Bishop Stowe said he has “not spearheaded any initiatives around dealing with police brutality” in the diocese or in previous assignments.

However, the bishop has met with Lexington’s Black clergy, and he “urged support for the reforms they called for regarding the Lexington Police Department.”

Prior to that, he said, his experience involved a “long-term struggle with a previous El Paso, Texas, sheriff who was unfairly targeting the immigrant population.”

“In any place where police kill or use exaggerated force against African-Americans or other people of color, there needs to be a full and impartial investigation,” the bishop said. “Training should be enhanced for officers to learn how to de-escalate situations rather than escalate the tension, and DEI (diversity, equity and inclusion) training needs to be part of law enforcement training.”

Andrew Musgrave, director of Social Action for the Archdiocese of Cincinnati, said he came to the position from Milwaukee, a Wisconsin city with its own troubled history of racial and social injustice.

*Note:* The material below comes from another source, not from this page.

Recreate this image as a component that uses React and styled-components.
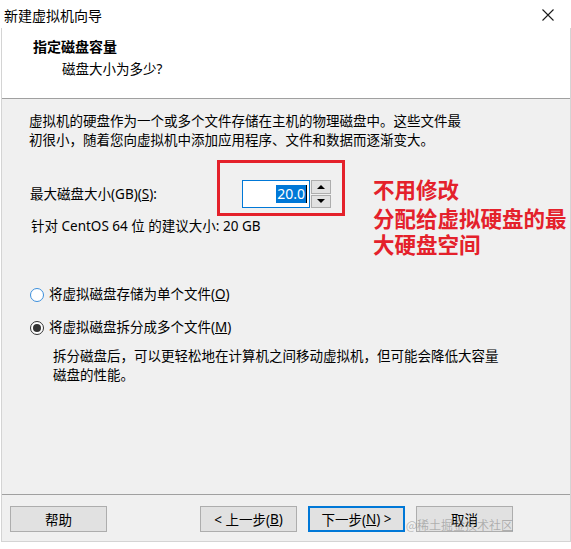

“I have been here about four years, and my position working in Milwaukee was the same type, but with a different scope and type of outreach, covering four parishes,” Musgrave said.

Musgrave noted present-day conditions in Cincinnati, which endured four days of rioting in 2001, sparked by the police killing of yet another unarmed Black man, 19-year-old Timothy Thomas.

“The consent decree (a contract requiring federally mandated police reforms) has had its effect over the years, on C&P (community and police) relations, and has also refreshed dialogue about the issue,” Musgrave said. He noted Sheriff Charmaine McGuffey of Hamilton County, elected in 2020 as the first woman in the post, has “improved diversity within her office, while also addressing conditions at the Justice Center.”

Musgrave noted that “while some citizens have been disappointed with several recent episodes involving law enforcement,” Archbishop Dennis M. Schnurr “has been very supportive of a dialogue on race.”

“The title of our one-time (to date) initiative, ‘Open Wide Our Hearts,’ was derived from a pastoral letter written by the U.S. Conference of Catholic Bishops in 2018. The letter was a call to love that also addressed racism and the need to end it,” Musgrave said.

Following Nichols’ death, Bishop David P. Talley of Memphis also called on “our faithful and our community to pray for the eternal rest of Tyre Nichols, and to continue to pray that God brings comfort to his family.”